A pointer back to the previous version of this entity. The value refers to the _updated field of the previous version of the entity. If the field is missing or the value is null, then there exists no previous version. Note that the previous version may not actually exist anymore as dataset compaction may have reclaimed it.

This field is generated automatically when writing an entity to a dataset.


This the real-world timestamp for when the entity was added to the dataset. The value is an integer representing the number of microseconds since epoch (January 1st 1970 UTC). This field is used only for informal purposes.

This field is generated automatically when writing an entity to a dataset.


If true then the entity was added to the dataset by dependency tracking.

This field is generated automatically by the dependency tracking.


Special fields

Entity fields starting with $ are semi-reserved. They have special meaning and will sometimes be produced and consumed by built-in components. These fields are normal fields that will be hashed and stored as part of the entity.

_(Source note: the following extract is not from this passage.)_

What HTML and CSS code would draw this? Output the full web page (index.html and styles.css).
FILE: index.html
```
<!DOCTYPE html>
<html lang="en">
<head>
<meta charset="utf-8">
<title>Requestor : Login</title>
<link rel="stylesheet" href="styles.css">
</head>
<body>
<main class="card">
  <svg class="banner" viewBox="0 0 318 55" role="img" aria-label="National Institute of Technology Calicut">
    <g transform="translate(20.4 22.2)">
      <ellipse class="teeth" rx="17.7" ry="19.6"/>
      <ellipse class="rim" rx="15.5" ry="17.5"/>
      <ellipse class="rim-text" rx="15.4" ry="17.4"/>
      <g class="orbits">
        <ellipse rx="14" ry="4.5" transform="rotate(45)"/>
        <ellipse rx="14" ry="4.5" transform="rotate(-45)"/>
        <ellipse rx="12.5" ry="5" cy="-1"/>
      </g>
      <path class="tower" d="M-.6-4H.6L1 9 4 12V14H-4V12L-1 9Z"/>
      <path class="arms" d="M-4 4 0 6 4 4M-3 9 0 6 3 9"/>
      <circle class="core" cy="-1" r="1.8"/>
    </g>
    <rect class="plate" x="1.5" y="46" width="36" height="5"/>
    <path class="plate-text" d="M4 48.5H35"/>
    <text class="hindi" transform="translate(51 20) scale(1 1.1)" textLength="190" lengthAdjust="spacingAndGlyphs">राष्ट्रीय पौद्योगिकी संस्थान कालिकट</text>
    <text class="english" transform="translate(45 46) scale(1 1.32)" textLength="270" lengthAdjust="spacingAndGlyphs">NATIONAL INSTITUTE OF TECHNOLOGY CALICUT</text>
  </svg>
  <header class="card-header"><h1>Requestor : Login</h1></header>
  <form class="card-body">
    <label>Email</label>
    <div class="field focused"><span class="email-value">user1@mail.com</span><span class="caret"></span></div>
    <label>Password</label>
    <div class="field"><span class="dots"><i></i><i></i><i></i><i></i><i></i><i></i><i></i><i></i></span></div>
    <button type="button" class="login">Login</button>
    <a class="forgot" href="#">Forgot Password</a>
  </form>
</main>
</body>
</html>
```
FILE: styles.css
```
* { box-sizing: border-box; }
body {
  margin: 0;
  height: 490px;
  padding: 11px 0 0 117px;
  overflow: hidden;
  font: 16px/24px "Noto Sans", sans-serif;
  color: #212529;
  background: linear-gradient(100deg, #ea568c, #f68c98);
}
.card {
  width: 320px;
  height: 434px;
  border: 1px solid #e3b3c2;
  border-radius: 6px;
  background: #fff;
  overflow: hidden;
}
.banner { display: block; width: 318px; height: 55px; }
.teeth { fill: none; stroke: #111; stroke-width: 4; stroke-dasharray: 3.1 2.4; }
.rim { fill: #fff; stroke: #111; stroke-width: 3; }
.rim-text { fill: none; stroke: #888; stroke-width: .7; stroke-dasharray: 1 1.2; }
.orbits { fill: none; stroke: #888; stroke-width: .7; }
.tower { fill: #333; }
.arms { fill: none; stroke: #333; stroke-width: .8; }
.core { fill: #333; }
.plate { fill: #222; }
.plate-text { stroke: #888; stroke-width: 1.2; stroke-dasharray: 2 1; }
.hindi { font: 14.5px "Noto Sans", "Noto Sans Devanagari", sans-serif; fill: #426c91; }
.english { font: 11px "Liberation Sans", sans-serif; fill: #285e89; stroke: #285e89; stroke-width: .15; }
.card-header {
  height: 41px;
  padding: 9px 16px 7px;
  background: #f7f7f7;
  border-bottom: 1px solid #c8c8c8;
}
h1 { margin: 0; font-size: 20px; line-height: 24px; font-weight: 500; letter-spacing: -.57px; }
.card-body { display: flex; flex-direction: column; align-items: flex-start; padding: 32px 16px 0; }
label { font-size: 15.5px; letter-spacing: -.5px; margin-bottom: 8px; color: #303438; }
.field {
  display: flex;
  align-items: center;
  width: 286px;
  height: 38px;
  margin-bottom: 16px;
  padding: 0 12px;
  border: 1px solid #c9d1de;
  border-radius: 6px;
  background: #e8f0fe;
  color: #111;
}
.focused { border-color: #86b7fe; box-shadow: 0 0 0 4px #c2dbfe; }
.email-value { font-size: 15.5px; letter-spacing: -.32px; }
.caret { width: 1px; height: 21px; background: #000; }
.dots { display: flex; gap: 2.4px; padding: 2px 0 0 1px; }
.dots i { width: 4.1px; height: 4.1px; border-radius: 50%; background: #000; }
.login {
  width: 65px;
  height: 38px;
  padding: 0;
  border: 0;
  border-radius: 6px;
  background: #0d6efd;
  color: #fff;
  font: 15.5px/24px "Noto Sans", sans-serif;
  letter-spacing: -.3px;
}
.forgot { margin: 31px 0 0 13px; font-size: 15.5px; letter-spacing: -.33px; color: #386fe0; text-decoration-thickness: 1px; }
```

Field Description Required
$ids This field can be used to hold all the identities of an entity. An entity may have multiple identities, i.e. in addition to the one in _id. The value type is always NI. The merge source will collect all the merged identities in this field.
$children The create-child DTL transform function will add the created child entity as a value in the $children property of the target entity. The emit_children transform can then later be used to expand the $children entities into standalone entities.
$replaced The merge source will set the $replaced field to true if the output entity is being replaced with a new entity that has a different entity id. This typically happens when the entity is being merged with another entity where the id of the other entity takes precedence over the current one.  

Standard types

Entities are mapped to and from JSON objects, so they support the same data types as JSON does. Because JSON only supports a limited number of data types there is also limited support for Transit data types.

Type Description Example
Dict Like a JSON object where keys are always strings. This type is not orderable. {"a": 123}
Entity Like a Dict, but with an _id property. The _id property must be a string. {"_id", "person1", "a": 123}
List A list of values. Values can be of any type. This type is not orderable. ["abc", 123, [4, 5], {"x": "y"}]
String A string value. Maximum length is 4294967296 bytes. "abc"
Integer An integer value. The range of this data type is unlimited, i.e. it can store any positive or negative integer value. 123
Decimal A decimal number. This data type has arbitrary precision. Use it instead of Float when/if keeping precision is important to your application. 123.456
Float A double-precision floating point number. The valid range is the IEEE 754 binary 64 format, because we're internally storing the value as a double-precision floating-point number. Note that you may loose precision when using this data type. 123.456
Boolean A boolean value. Either true or false. true
Null A null value. Typically used to represent a missing value. This type is not orderable. null

Extension types

Transit encoded values are represented as strings in JSON. The value is prefixed by "~" and tag character that indicates the type of the value. The extension types below are currently the only ones supported. Transit types that are not recognized will be treated as string values.

Note that there's currently no support for escaping string literals that start with a "~" character.

Type Description Example
NI Namespaced Identifier (NI) "~:mynamespace:123"
URI Uniform Resource Identifier (URI) "~rhttp://www.sesam.io/"
Date A date value. The valid range is from "~t0001-01-01" to "~t9999-12-31". "~t2015-12-31"
Datetime Date and time with up to nanoseconds precision. The valid range is from "~t0001-01-01T00:00:00Z" to "~t9999-12-31T23:59:59.123456789Z". The date and time parts of the string are mandatory. The fraction of a second is optional. The value must always be in UTC, so the Z at the end is mandatory. "~t2015-01-02T03:04:05.123456789Z", "~t1973-01-22T23:11:54Z"
Bytes A base64 encoded binary value. "~bAAECAwQF"
UUID A Universally unique identifier formatted as hexadecimal text. "~u531a379e-31bb-4ce1-8690-158dceb64be6"
Decimal A decimal number with arbitrary precision. "~f12345678901234567890.1234567890"

Mixed type ordering

In situations where lists of values of multiple types have to be ordered then the following ordering is used:

  • Null
  • Boolean
  • Integer, Float, Decimal
  • Date, Datetime
  • UUID
  • Namespaced identifier (NI)
  • URI
  • String
  • Dict
  • Tuple
  • Bytes

Types under the same bullet point are compatible and internally orderable. Values of incompatible types are sorted not by value but by the rank of their type (see the list above).

Example: ["sorted", ["list", 1.5, "b", 1, "a", 2]] returns [1, 1.5, 2, "a", "b"] because the strings and integers are not compatible types. The integers are ordered before the strings. Decimals and integers are compatible, so they are sorted together.

Note that values of the Dict type are ordered by sorting their keys and then comparing each key+value pair.